Just forgot the cards' "S" and the sentence is wrong....


"we don't take credit cards, cash only" should work


"We just take cash" should be accepted. in this case 'just' means 'only'


Should "We take cash only" be accepted here?


"we don't take credit, we only take cash" should be accepted


"We don't take credit cards, only cash." ACCEPTED


'We do not take credit cards, we only take cash' should be marked correct. I fail to see why I was marked wrong!


deal with it and be happy


We dont take cards, we only take cash - surely that is a more than acceptable translation, credit card is a generalised statement that indicates any card, not specifically credit.

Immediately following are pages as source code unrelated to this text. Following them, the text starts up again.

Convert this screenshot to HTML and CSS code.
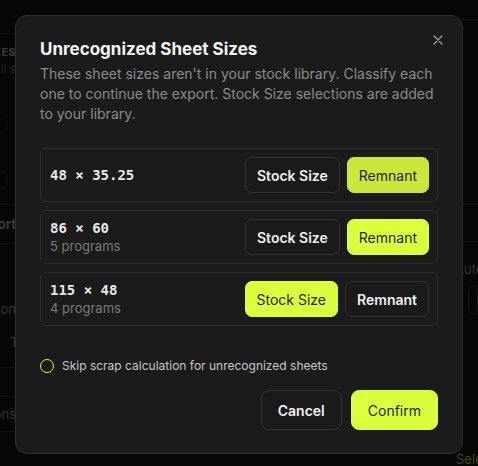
FILE: index.html
```html
<!DOCTYPE html>
<html lang="en">
<head>
    <meta charset="UTF-8" />
    <meta name="viewport" content="width=device-width, initial-scale=1.0"/>
    <title>Export - Sheet Sizes</title>
    <link rel="stylesheet" href="styles.css">
</head>
<body>
    <div class="app">
        <aside class="sidebar">
            <div class="sb-top"></div>
            <div class="sb-row sb-heading">SIZES</div>
            <div class="sb-row sb-sub">Overall s</div>
            <div class="sb-row sb-avatar"><span class="ring"></span></div>
            <div class="sb-row sb-avatar"><span class="ring"></span></div>
            <div class="sb-row sb-section">Export</div>
            <div class="sb-row sb-item sb-item-first">Position</div>
            <div class="sb-row sb-item sb-clip">Time</div>
            <div class="sb-rule"></div>
            <div class="sb-row sb-item sb-last">Options</div>
        </aside>
        <main class="workspace"></main>
        <aside class="inspector">
            <div class="in-top"></div>
            <div class="in-band"></div>
            <div class="in-label">Auto</div>
            <div class="in-field"></div>
            <div class="in-spacer"></div>
            <div class="in-link">Select</div>
        </aside>
    </div>

    <div class="modal-backdrop">
        <div class="modal" role="dialog">
            <button class="modal-close" aria-label="Close">
                <svg width="10" height="10" viewBox="0 0 10 10"><path d="M1 1 9 9M9 1 1 9" stroke="currentColor" stroke-width="1.4" stroke-linecap="round"/></svg>
            </button>
            <h2 class="modal-title">Unrecognized Sheet Sizes</h2>
            <p class="modal-desc">These sheet sizes aren't in your stock library. Classify each one to continue the export. Stock Size selections are added to your library.</p>

            <div class="sheet-list">
                <div class="sheet-row">
                    <div class="sheet-info">
                        <div class="sheet-size">48 × 35.25</div>
                    </div>
                    <div class="choice">
                        <button class="choice-btn">Stock Size</button>
                        <button class="choice-btn is-active is-hover">Remnant</button>
                    </div>
                </div>
                <div class="sheet-row">
                    <div class="sheet-info">
                        <div class="sheet-size">86 × 60</div>
                        <div class="sheet-meta">5 programs</div>
                    </div>
                    <div class="choice">
                        <button class="choice-btn">Stock Size</button>
                        <button class="choice-btn is-active">Remnant</button>
                    </div>
                </div>
                <div class="sheet-row">
                    <div class="sheet-info">
                        <div class="sheet-size">115 × 48</div>
                        <div class="sheet-meta">4 programs</div>
                    </div>
                    <div class="choice">
                        <button class="choice-btn is-active">Stock Size</button>
                        <button class="choice-btn">Remnant</button>
                    </div>
                </div>
            </div>

            <label class="skip-option">
                <span class="check"></span>
                Skip scrap calculation for unrecognized sheets
            </label>

            <div class="modal-actions">
                <button class="btn btn-ghost">Cancel</button>
                <button class="btn btn-primary">Confirm</button>
            </div>
        </div>
    </div>
</body>
</html>
```

FILE: styles.css
```css
* { box-sizing: border-box; }

body {
    font-family: Inter, "Noto Sans", sans-serif;
    margin: 0; padding: 0;
    background: #060606; color: #eee;
    height: 466px; overflow: hidden;
}

/* page behind the dialog */
.app {
    display: flex; height: 100vh;
}
.sidebar {
    width: 16px; overflow: hidden;
    display: flex; flex-direction: column;
}
.workspace { flex: 1; }
.inspector {
    width: 23px; overflow: hidden;
    display: flex; flex-direction: column;
}

.sb-top {
    height: 34px; flex-shrink: 0;
    border-bottom: 1px solid #141414;
}
.sb-row {
    display: flex; justify-content: flex-end;
    white-space: nowrap;
}
.sb-heading {
    margin-top: 10px;
    font-size: 11px; font-weight: 700; line-height: 16px;
    color: #3a3a3a; letter-spacing: 0.03em;
}
.sb-sub {
    margin-top: 1px;
    font-size: 12px; line-height: 16px; color: #262626;
}
.sb-avatar { margin-top: 34px; padding-right: 8px; }
.sb-avatar + .sb-avatar { margin-top: 33px; }
.ring {
    width: 24px; height: 24px; flex-shrink: 0;
    border: 1px solid #121212; border-radius: 50%;
}
.sb-section {
    margin-top: 12px; padding: 14px 0;
    border-top: 1px solid #141414; border-bottom: 1px solid #141414;
    font-size: 13px; font-weight: 700; line-height: 10px; color: #3a3a3a;
}
.sb-item {
    font-size: 13px; line-height: 18px; color: #343434;
}
.sb-item-first { margin-top: 56px; }
.sb-clip {
    justify-content: flex-start;
    padding-left: 10px; margin-top: 15px;
}
.sb-rule {
    height: 30px; margin-top: 16px;
    border-top: 1px solid #141414; border-bottom: 1px solid #141414;
}
.sb-last {
    margin-top: 8px; padding-bottom: 8px;
    border-bottom: 1px solid #141414;
}

.in-top {
    height: 20px; flex-shrink: 0;
    border-bottom: 1px solid #141414;
}
.in-band {
    height: 38px; margin-top: 184px;
    border-top: 1px solid #141414; border-bottom: 1px solid #141414;
}
.in-label {
    margin-top: 18px;
    font-size: 13px; line-height: 18px; color: #343434;
}
.in-field {
    height: 28px; margin: 8px 0 0 13px;
    border: 1px solid #181818; border-radius: 6px;
}
.in-spacer { flex: 1; }
.in-link {
    padding: 0 0 0 1px; margin-bottom: -2px;
    font-size: 13px; line-height: 18px; color: #3f4a0e;
}

/* dialog */
.modal-backdrop {
    position: fixed; inset: 0;
    display: flex; align-items: center; justify-content: center;
    padding-top: 3px;
}
.modal {
    position: relative;
    width: 448px;
    background: #1b1b1b;
    border: 1px solid #2e2e2e; border-radius: 12px;
    padding: 22px 24px 23px;
}
.modal-close {
    position: absolute; top: 14px; right: 14px;
    width: 20px; height: 20px; padding: 0;
    display: flex; align-items: center; justify-content: center;
    background: none; border: 0; color: #9a9a9a; cursor: pointer;
}
.modal-title {
    margin: 0 0 4px;
    font-size: 17px; line-height: 22px; font-weight: 700;
    color: #f5f5f5;
}
.modal-desc {
    margin: 0;
    font-size: 14px; line-height: 20px; color: #8b8b8b;
}

.sheet-list {
    display: flex; flex-direction: column; gap: 8px;
    margin-top: 24px;
}
.sheet-row {
    display: flex; align-items: center; gap: 8px;
    border: 1px solid #2c2c2c; border-radius: 6px;
    padding: 8px;
}
.sheet-info { flex: 1; padding-left: 1px; }
.sheet-size {
    font-family: "DejaVu Sans Mono", "Liberation Mono", monospace;
    font-size: 14px; font-weight: 700; line-height: 18px;
    color: #e8e8e8;
}
.sheet-meta {
    font-size: 13px; line-height: 18px; color: #7a7a7a;
}

.choice { display: flex; gap: 7px; }
.choice-btn {
    height: 36px; padding: 0 11px;
    border: 1px solid #333; border-radius: 7px;
    background: #1a1a1a; color: #f0f0f0;
    font-family: inherit; font-size: 14px; font-weight: 600;
    cursor: pointer;
}
.choice-btn.is-active {
    background: #d9ff3d; border-color: #d9ff3d;
    color: #1f1f1f; font-weight: 400;
}
.choice-btn.is-hover {
    background: #c9e83a; border-color: #c9e83a;
}

.skip-option {
    display: flex; align-items: center; gap: 8px;
    margin-top: 30px;
    font-size: 12px; line-height: 20px; color: #c8c8c8;
}
.check {
    width: 14px; height: 14px; flex-shrink: 0;
    border: 1.5px solid #d4f53c; border-radius: 50%;
}

.modal-actions {
    display: flex; justify-content: flex-end; gap: 9px;
    margin-top: 14px;
}
.btn {
    height: 40px; padding: 0 16px;
    border-radius: 8px;
    font-family: inherit; font-size: 14px; font-weight: 600;
    cursor: pointer;
}
.btn-ghost {
    background: #1a1a1a; border: 1px solid #333; color: #f0f0f0;
}
.btn-primary {
    background: #d9ff3d; border: 1px solid #d9ff3d;
    color: #1f1f1f; font-weight: 400;
}
```
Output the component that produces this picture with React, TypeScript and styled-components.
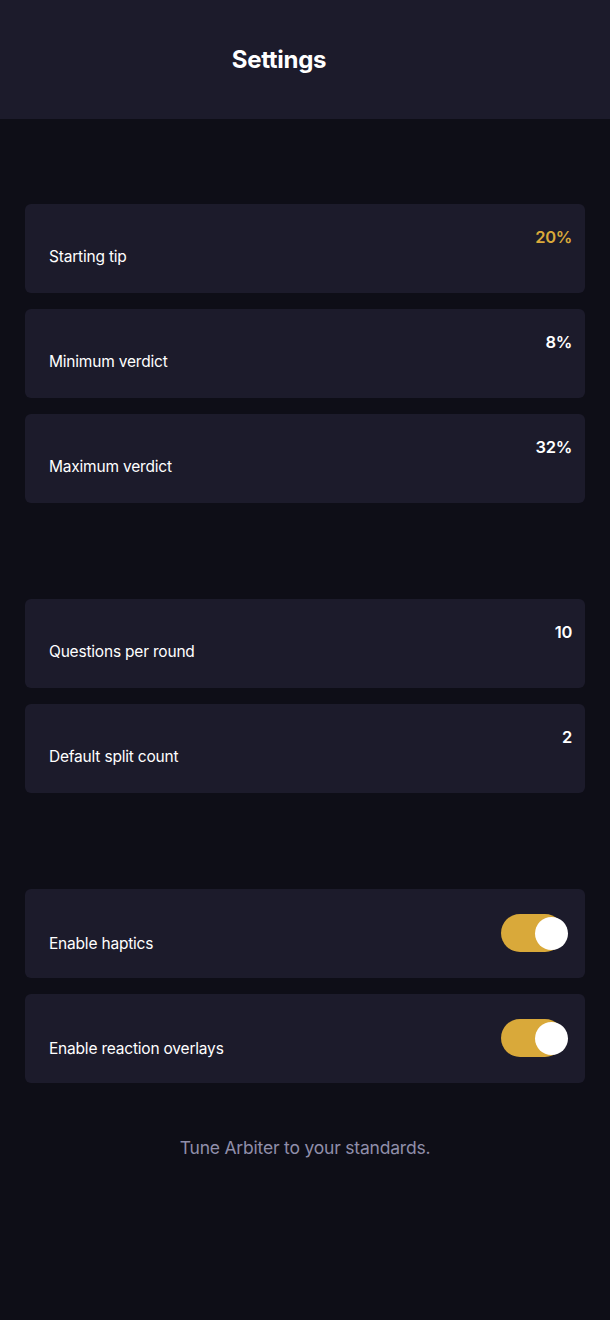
import React from "react";
import styled, { createGlobalStyle } from "styled-components";

const Global = createGlobalStyle`
  html, body { margin: 0; padding: 0; background: #0e0e17; }
  body { font-family: Inter, "Noto Sans", sans-serif; -webkit-font-smoothing: antialiased; }
`;

const Page = styled.div`
  width: 610px;
  min-height: 1320px;
  background: #0e0e17;
  display: flex;
  flex-direction: column;
`;

const Header = styled.header`
  height: 119px;
  background: #1c1b2b;
  display: flex;
  align-items: center;
  justify-content: center;
  padding-right: 52px;
  box-sizing: border-box;
`;

const Title = styled.h1`
  margin: 0;
  color: #ffffff;
  font-size: 24px;
  font-weight: 700;
  letter-spacing: -0.3px;
`;

const Content = styled.main`
  display: flex;
  flex-direction: column;
  padding: 85px 25px 0 25px;
  gap: 96px;
`;

const Section = styled.section`
  display: flex;
  flex-direction: column;
  gap: 16px;
`;

const Card = styled.div`
  height: 89px;
  background: #1c1b2b;
  border-radius: 6px;
  box-sizing: border-box;
  padding: 22px 13px 0 24px;
  display: flex;
  flex-direction: column;
`;

const Value = styled.div<{ $accent?: boolean }>`
  align-self: flex-end;
  height: 22px;
  line-height: 22px;
  font-size: 16.5px;
  font-weight: 600;
  letter-spacing: -0.3px;
  color: ${(p) => (p.$accent ? "#d9a93a" : "#ffffff")};
`;

const Label = styled.div`
  margin-top: -2px;
  line-height: 22px;
  font-size: 15.5px;
  letter-spacing: -0.2px;
  font-weight: 400;
  color: #ffffff;
`;

const ToggleCard = styled(Card)`
  padding-top: 25px;
`;

const Track = styled.div`
  position: relative;
  align-self: flex-end;
  width: 63px;
  height: 38px;
  border-radius: 19px;
  background: #d9a93a;
  margin-right: 8px;
  margin-bottom: -17px;
  flex-shrink: 0;
`;

const Knob = styled.div`
  position: absolute;
  top: 3px;
  right: -4px;
  width: 33px;
  height: 33px;
  border-radius: 50%;
  background: #ffffff;
`;

const Footer = styled.p`
  margin: 53px 0 0 0;
  text-align: center;
  color: #908eaa;
  font-size: 17.5px;
  letter-spacing: -0.2px;
  line-height: 24px;
`;

const Row = ({ label, value, accent }: { label: string; value: string; accent?: boolean }) => (
  <Card>
    <Value $accent={accent}>{value}</Value>
    <Label>{label}</Label>
  </Card>
);

const ToggleRow = ({ label }: { label: string }) => (
  <ToggleCard>
    <Track>
      <Knob />
    </Track>
    <Label>{label}</Label>
  </ToggleCard>
);

export default function App() {
  return (
    <Page>
      <Global />
      <Header>
        <Title>Settings</Title>
      </Header>
      <Content>
        <Section>
          <Row label="Starting tip" value="20%" accent />
          <Row label="Minimum verdict" value="8%" />
          <Row label="Maximum verdict" value="32%" />
        </Section>
        <Section>
          <Row label="Questions per round" value="10" />
          <Row label="Default split count" value="2" />
        </Section>
        <Section>
          <ToggleRow label="Enable haptics" />
          <ToggleRow label="Enable reaction overlays" />
        </Section>
      </Content>
      <Footer>Tune Arbiter to your standards.</Footer>
    </Page>
  );
}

Sometimes Duolingo accepts "only cash", sometime you refuse ???


How can "We do not take credit cards, only take cash" possibly be a wrong translation??


收 shōu to receive to accept to collect to put away to restrain to stop in care of (used on address line after name)


What is wrong with my sentence


It's not punctuated and it doesn't contribute to the discussion forum.


"We do not take cards, we only take cash" should be fine, it makes perfect sense in english


The main issue is presumably that 信用卡 specifically means "credit card(s)", whereas the word "cards" on its own would include debit cards.


I wrote the correct answer: woundering if this a computer glitch???


"...we just take cash." Why unacceptable? Does the character imply "only" as different from "just"? In English, the words are synonymous.


And why is the " We" mandatory in the Only take cash part!?


I think it's implied by the fact that it's used earlier in the sentence.


Should also be able to say "We don't accept credit" and leave out the word "cards", which I think is still acceptable conversational phrasing in English.


And the other way "We don't accept cards" and leave out credit should also be accepted.


"Credit" could possibly mean an account with the business. "Credit card(s)" is more specific. 卡 means "card", so it would be good to have that word in the English translation if it's in the Chinese.